City and Gateway officials acknowledged that if the complex is operating well enough to pay full $130,000 semi-annual property-tax bills in 2009 or 2010, the city will not collect any payment-in-lieu-of-taxes to make up for the extra money it agreed to pass on in 2007.

Council members were reluctant to grant Gateway's request.

They said that the city agreed to provide as much as $890,000 to demolish and clean up the armory site, OK'd an exception to the city's zoning laws to allow a small casino at the site, and allowed the proposed four-story hotel to exceed the city's height restrictions by 6 feet.

"We're approaching the point where we're giving up on all of [Gateway's requests, including declared deal breakers], and I'm not comfortable with that," council member Randy Kenyon said.
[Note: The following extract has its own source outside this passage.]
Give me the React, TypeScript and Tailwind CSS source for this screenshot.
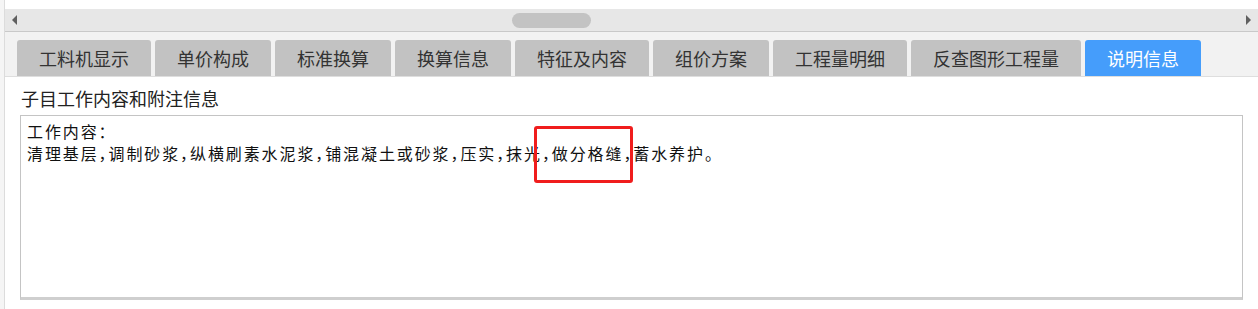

Council member Duane Larson said, "We're making the assumption that if we don't do what the developer wants, he'll back away. We shouldn't make that assumption."

Mayor Pam Kennedy echoed Larson's and Kenyon's concerns, but she said the city could live with the change in the payments-in-lieu-of-taxes arrangement. But Kennedy added that she would support that change only if the council does not grant Gateway's request to eliminate the city's share of the net profits if the company sells the site.

The council voted 6-2 on bumping back the payments-in-lieu-of-taxes obligation by one year. Larson and Kenyon opposed the decision. Council member Bob Hafferman was absent.

After that, no council member made a motion to discuss Gateway's request to eliminate the profits-share language from the agreement. That lack of action quickly and silently killed that proposal.

After the meeting, Voelker said the payments-in-lieu-of-taxes issue was more important to Gateway than the 10-percent-of-net-proceeds matter.